(Web page code records)
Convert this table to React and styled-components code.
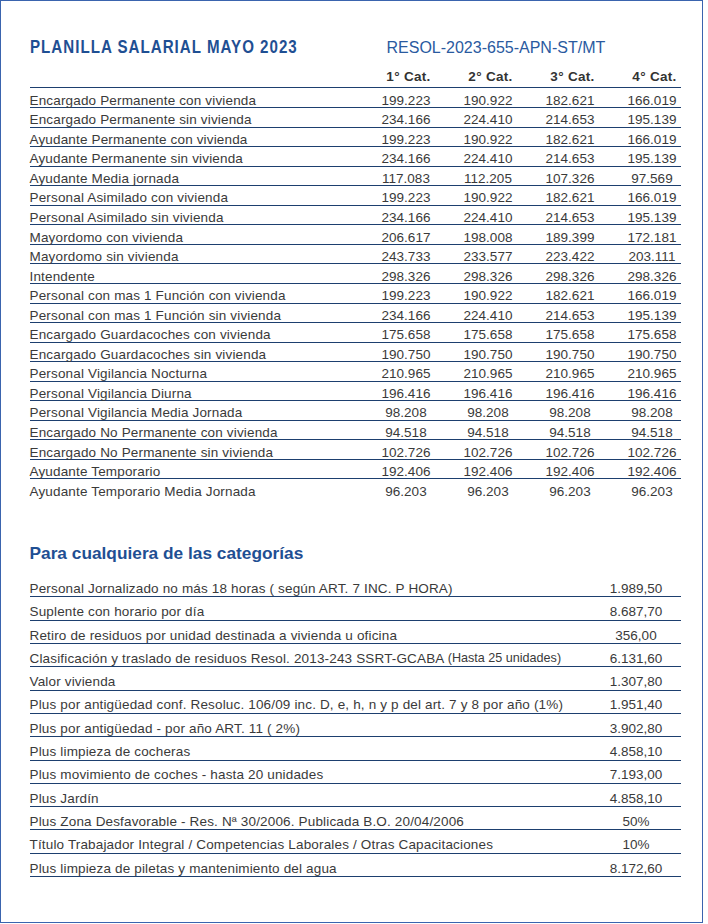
import React from "react";
import styled, { createGlobalStyle } from "styled-components";

const Global = createGlobalStyle`
  html, body { margin: 0; padding: 0; background: #ffffff; }
  body { font-family: "Liberation Sans", Arial, sans-serif; color: #3a3a3a; }
`;

const NAVY = "#1d3f6f";
const BLUE = "#1f4f93";

const Frame = styled.div`
  box-sizing: border-box;
  width: 703px;
  height: 923px;
  border: 1.5px solid #3a64ae;
  padding: 37px 21px 0 28.5px;
  background: #fff;
`;

const Header = styled.header`
  display: grid;
  grid-template-columns: 357px 1fr;
  align-items: baseline;
  height: 18px;
`;

const Title = styled.h1`
  margin: 0;
  font-family: "Liberation Sans", Arial, sans-serif;
  font-weight: 700;
  font-size: 18px;
  line-height: 18px;
  letter-spacing: 1.2px;
  color: ${BLUE};
  white-space: nowrap;
  transform: scaleX(0.84);
  transform-origin: left center;
`;

const Resol = styled.div`
  font-size: 16px;
  line-height: 18px;
  color: #2a5a9f;
  white-space: nowrap;
`;

const CatTable = styled.div`
  margin-top: 9.5px;
  display: flex;
  flex-direction: column;
`;

const CatGrid = styled.div`
  box-sizing: border-box;
  display: grid;
  grid-template-columns: 1fr repeat(4, 58px);
  column-gap: 24px;
  font-size: 13.5px;
  line-height: 14px;
  white-space: nowrap;
`;

const HeadRow = styled(CatGrid)`
  height: 22px;
  padding-top: 4.5px;
  font-weight: 700;
  letter-spacing: 0.3px;
  color: #333;
  border-bottom: 1.3px solid ${NAVY};
`;

const HeadCell = styled.div`
  text-align: center;
  padding-left: 5px;
`;

const Body = styled.div`
  padding-top: 1px;
`;

const DataRow = styled(CatGrid)`
  height: 19.55px;
  padding-top: 5.2px;
  border-bottom: ${(p) => (p.$last ? "none" : `1.3px solid ${NAVY}`)};
`;

const Label = styled.div`
  letter-spacing: 0.16px;
`;

const Num = styled.div`
  text-align: center;
`;

const SectionTitle = styled.h2`
  margin: 44.5px 0 0;
  font-size: 17.3px;
  line-height: 20px;
  font-weight: 700;
  color: ${BLUE};
  white-space: nowrap;
`;

const ExtraTable = styled.div`
  margin-top: 10.7px;
  display: flex;
  flex-direction: column;
`;

const ExtraRow = styled.div`
  box-sizing: border-box;
  display: grid;
  grid-template-columns: 1fr 80px;
  height: 23.3px;
  padding-top: 7.8px;
  font-size: 13.5px;
  line-height: 14px;
  white-space: nowrap;
  border-bottom: 1.3px solid ${NAVY};
`;

const ExtraValue = styled.div`
  text-align: center;
  padding-right: 10px;
`;

const Small = styled.span`
  font-size: 12.6px;
  letter-spacing: 0;
  position: relative;
  top: -1px;
`;

const cats = [
  ["Encargado Permanente con vivienda", "199.223", "190.922", "182.621", "166.019"],
  ["Encargado Permanente sin vivienda", "234.166", "224.410", "214.653", "195.139"],
  ["Ayudante Permanente con vivienda", "199.223", "190.922", "182.621", "166.019"],
  ["Ayudante Permanente sin vivienda", "234.166", "224.410", "214.653", "195.139"],
  ["Ayudante Media jornada", "117.083", "112.205", "107.326", "97.569"],
  ["Personal Asimilado con vivienda", "199.223", "190.922", "182.621", "166.019"],
  ["Personal Asimilado sin vivienda", "234.166", "224.410", "214.653", "195.139"],
  ["Mayordomo con vivienda", "206.617", "198.008", "189.399", "172.181"],
  ["Mayordomo sin vivienda", "243.733", "233.577", "223.422", "203.111"],
  ["Intendente", "298.326", "298.326", "298.326", "298.326"],
  ["Personal con mas 1 Función con vivienda", "199.223", "190.922", "182.621", "166.019"],
  ["Personal con mas 1 Función sin vivienda", "234.166", "224.410", "214.653", "195.139"],
  ["Encargado Guardacoches con vivienda", "175.658", "175.658", "175.658", "175.658"],
  ["Encargado Guardacoches sin vivienda", "190.750", "190.750", "190.750", "190.750"],
  ["Personal Vigilancia Nocturna", "210.965", "210.965", "210.965", "210.965"],
  ["Personal Vigilancia Diurna", "196.416", "196.416", "196.416", "196.416"],
  ["Personal Vigilancia Media Jornada", "98.208", "98.208", "98.208", "98.208"],
  ["Encargado No Permanente con vivienda", "94.518", "94.518", "94.518", "94.518"],
  ["Encargado No Permanente sin vivienda", "102.726", "102.726", "102.726", "102.726"],
  ["Ayudante Temporario", "192.406", "192.406", "192.406", "192.406"],
  ["Ayudante Temporario Media Jornada", "96.203", "96.203", "96.203", "96.203"],
];

const extras = [
  ["Personal Jornalizado no más 18 horas ( según ART. 7 INC. P HORA)", "1.989,50"],
  ["Suplente con horario por día", "8.687,70"],
  ["Retiro de residuos por unidad destinada a vivienda u oficina", "356,00"],
  [
    <>
      Clasificación y traslado de residuos Resol. 2013-243 SSRT-GCABA <Small>(Hasta 25 unidades)</Small>
    </>,
    "6.131,60",
  ],
  ["Valor vivienda", "1.307,80"],
  ["Plus por antigüedad conf. Resoluc. 106/09 inc. D, e, h, n y p del art. 7 y 8 por año (1%)", "1.951,40"],
  ["Plus por antigüedad - por año ART. 11 ( 2%)", "3.902,80"],
  ["Plus limpieza de cocheras", "4.858,10"],
  ["Plus movimiento de coches - hasta 20 unidades", "7.193,00"],
  ["Plus Jardín", "4.858,10"],
  ["Plus Zona Desfavorable - Res. Nª 30/2006. Publicada B.O. 20/04/2006", "50%"],
  ["Título Trabajador Integral / Competencias Laborales / Otras Capacitaciones", "10%"],
  ["Plus limpieza de piletas y mantenimiento del agua", "8.172,60"],
];

export default function App() {
  return (
    <>
      <Global />
      <Frame>
        <Header>
          <Title>PLANILLA SALARIAL MAYO 2023</Title>
          <Resol>RESOL-2023-655-APN-ST/MT</Resol>
        </Header>
        <CatTable>
          <HeadRow>
            <div />
            <HeadCell>1° Cat.</HeadCell>
            <HeadCell>2° Cat.</HeadCell>
            <HeadCell>3° Cat.</HeadCell>
            <HeadCell>4° Cat.</HeadCell>
          </HeadRow>
          <Body>
            {cats.map((r, i) => (
              <DataRow key={i} $last={i === cats.length - 1}>
                <Label>{r[0]}</Label>
                <Num>{r[1]}</Num>
                <Num>{r[2]}</Num>
                <Num>{r[3]}</Num>
                <Num>{r[4]}</Num>
              </DataRow>
            ))}
          </Body>
        </CatTable>
        <SectionTitle>Para cualquiera de las categorías</SectionTitle>
        <ExtraTable>
          {extras.map((r, i) => (
            <ExtraRow key={i}>
              <Label>{r[0]}</Label>
              <ExtraValue>{r[1]}</ExtraValue>
            </ExtraRow>
          ))}
        </ExtraTable>
      </Frame>
    </>
  );
}
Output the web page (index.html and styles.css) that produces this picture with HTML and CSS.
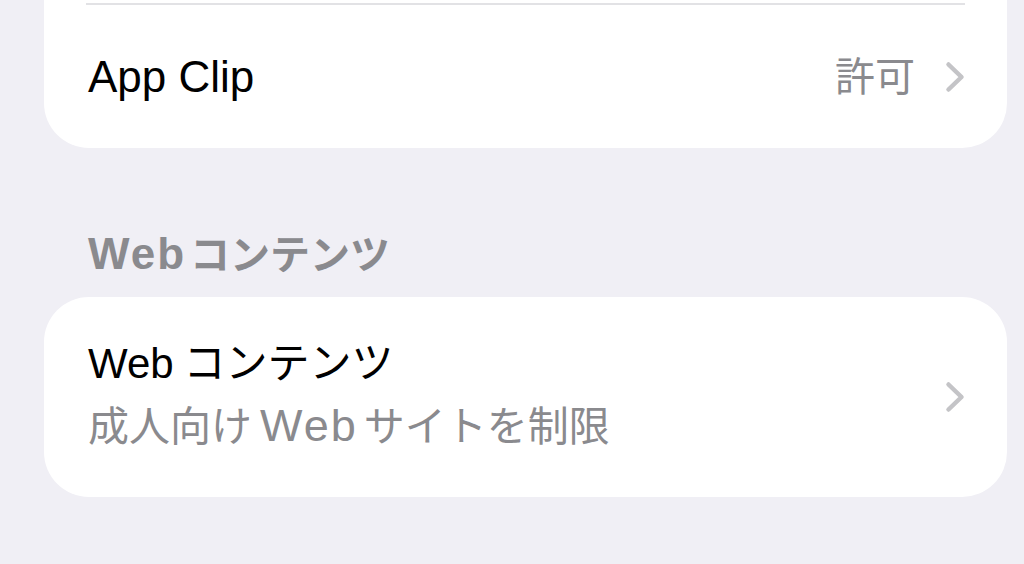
FILE: index.html
```html
<!DOCTYPE html>
<html>
<head>
  <title>スクリーンタイム</title>
  <link rel="stylesheet" href="styles.css">
</head>
<body>
  <div class="group group-first">
    <div class="separator"></div>
    <div class="row row-single">
      <span class="label">App Clip</span>
      <span class="value">許可</span>
      <svg class="chevron" viewBox="0 0 20 32" width="20" height="32">
        <path d="M3.5 3.5 L16.5 16 L3.5 28.5"/>
      </svg>
    </div>
  </div>

  <h2 class="section-title"><span class="latin">Web</span>コンテンツ</h2>

  <div class="group">
    <div class="row row-double">
      <div class="text">
        <div class="label"><span class="latin">Web</span>コンテンツ</div>
        <div class="subtitle">成人向け<span class="latin">Web</span>サイトを制限</div>
      </div>
      <svg class="chevron" viewBox="0 0 20 32" width="20" height="32">
        <path d="M3.5 3.5 L16.5 16 L3.5 28.5"/>
      </svg>
    </div>
  </div>
</body>
</html>
```

FILE: styles.css
```css
body {
  margin: 0;
  background-color: #f0eff5;
  font-family: "Liberation Sans", "Noto Sans CJK JP", sans-serif;
  color: #000;
}

.group {
  margin: 0 17px 0 44px;
  background-color: #fff;
  border-radius: 45px;
}

.group-first {
  border-radius: 0 0 45px 45px;
  padding-top: 3px;
}

.separator {
  height: 2px;
  margin: 0 42px;
  background-color: #e2e2e5;
}

.row {
  display: flex;
  align-items: center;
  padding: 0 42px 0 44px;
}

.row-single {
  height: 143px;
}

.row-double {
  height: 200px;
}

.label {
  font-size: 42px;
  line-height: 48px;
}

.row-single .label {
  flex: 1;
  font-size: 44px;
}

.value {
  font-size: 40px;
  line-height: 48px;
  color: #8a8a8e;
  margin-right: 30px;
}

.text {
  flex: 1;
}

.subtitle {
  margin-top: 10px;
  font-size: 41px;
  line-height: 56px;
  color: #8a8a8e;
}

.latin {
  margin-right: 10px;
}

.subtitle .latin {
  font-size: 45px;
  letter-spacing: 2px;
  margin: 0 6px 0 8px;
}

.chevron {
  display: block;
  fill: none;
  stroke: #c4c4c7;
  stroke-width: 4.5;
  stroke-linecap: round;
  stroke-linejoin: round;
}

.section-title {
  margin: 82px 0 18px 88px;
  font-size: 40px;
  line-height: 48px;
  font-weight: 600;
  color: #8a8a8e;
}

.section-title .latin {
  font-size: 44px;
  letter-spacing: 2px;
  margin-right: 4px;
}
```
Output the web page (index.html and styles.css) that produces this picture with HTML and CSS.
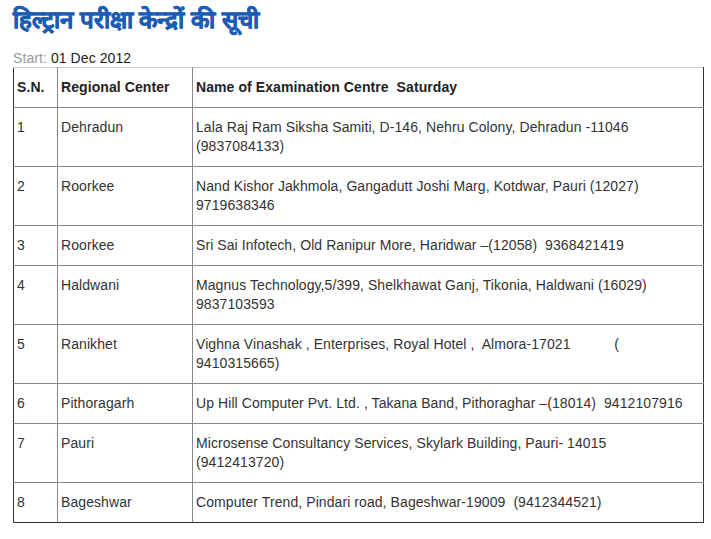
FILE: index.html
```html
<!DOCTYPE html>
<html>
<head>
<meta charset="utf-8">
<link rel="stylesheet" href="styles.css">
</head>
<body>
<div class="page">
  <h1 class="title">हिल्ट्रान परीक्षा केन्द्रों की सूची</h1>
  <div class="start"><span class="label">Start:</span> 01 Dec 2012</div>
  <table class="centres">
    <colgroup>
      <col class="c-sn">
      <col class="c-reg">
      <col class="c-name">
    </colgroup>
    <thead>
      <tr><th>S.N.</th><th>Regional Center</th><th>Name of Examination Centre&nbsp; Saturday</th></tr>
    </thead>
    <tbody>
      <tr><td>1</td><td>Dehradun</td><td>Lala Raj Ram Siksha Samiti, D-146, Nehru Colony, Dehradun -11046 (9837084133)</td></tr>
      <tr><td>2</td><td>Roorkee</td><td>Nand Kishor Jakhmola, Gangadutt Joshi Marg, Kotdwar, Pauri (12027) 9719638346</td></tr>
      <tr><td>3</td><td>Roorkee</td><td>Sri Sai Infotech, Old Ranipur More, Haridwar –(12058)&nbsp; 9368421419</td></tr>
      <tr><td>4</td><td>Haldwani</td><td>Magnus Technology,5/399, Shelkhawat Ganj, Tikonia, Haldwani (16029) 9837103593</td></tr>
      <tr><td>5</td><td>Ranikhet</td><td>Vighna Vinashak , Enterprises, Royal Hotel ,&nbsp; Almora-17021&nbsp;&nbsp;&nbsp;&nbsp;&nbsp;&nbsp;&nbsp;&nbsp;&nbsp;&nbsp; ( 9410315665)</td></tr>
      <tr><td>6</td><td>Pithoragarh</td><td>Up Hill Computer Pvt. Ltd. , Takana Band, Pithoraghar –(18014)&nbsp; 9412107916</td></tr>
      <tr><td>7</td><td>Pauri</td><td>Microsense Consultancy Services, Skylark Building, Pauri- 14015 (9412413720)</td></tr>
      <tr><td>8</td><td>Bageshwar</td><td>Computer Trend, Pindari road, Bageshwar-19009&nbsp; (9412344521)</td></tr>
    </tbody>
  </table>
</div>
</body>
</html>
```
FILE: styles.css
```css
html, body {
  margin: 0;
  padding: 0;
  background: #fff;
}
.page {
  padding: 4px 8px 0 13px;
  font-family: "Liberation Sans", Arial, sans-serif;
  font-size: 14px;
  color: #333;
}
.title {
  margin: 0;
  font-size: 24px;
  line-height: 32px;
  font-weight: bold;
  color: #1b5cb4;
  -webkit-text-stroke: 0.6px #1b5cb4;
}
.start {
  margin-top: 13px;
  line-height: 18px;
  color: #222;
  letter-spacing: 0.08px;
}
.start .label {
  color: #999;
}
.centres {
  width: 690px;
  border-collapse: collapse;
  border-top: 1px solid #ccc;
  border-left: 1px solid #333;
  border-right: 1px solid #333;
  border-bottom: 1px solid #333;
  table-layout: fixed;
  letter-spacing: 0.08px;
}
.c-sn { width: 44px; }
.c-reg { width: 135px; }
.c-name { width: 511px; }
.centres th,
.centres td {
  border: 1px solid #888;
  padding: 10px 4px 10px 3px;
  line-height: 19px;
  text-align: left;
  vertical-align: top;
  color: #333;
}
.centres td:last-child {
  padding-right: 8px;
}
.centres th {
  font-weight: bold;
  color: #222;
}
.centres thead th {
  border-top: 1px solid #ccc;
}
.centres td:first-child,
.centres th:first-child {
  border-left: 1px solid #333;
}
.centres td:last-child,
.centres th:last-child {
  border-right: 1px solid #333;
}
.centres tbody tr:last-child td {
  border-bottom: 1px solid #333;
}
```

GIVEN REQUEST:
Report all lines of the material that contain the word "components".

EXPECTED OUTPUT:
Convert this table to React and styled-components code.
import styled, { createGlobalStyle } from "styled-components";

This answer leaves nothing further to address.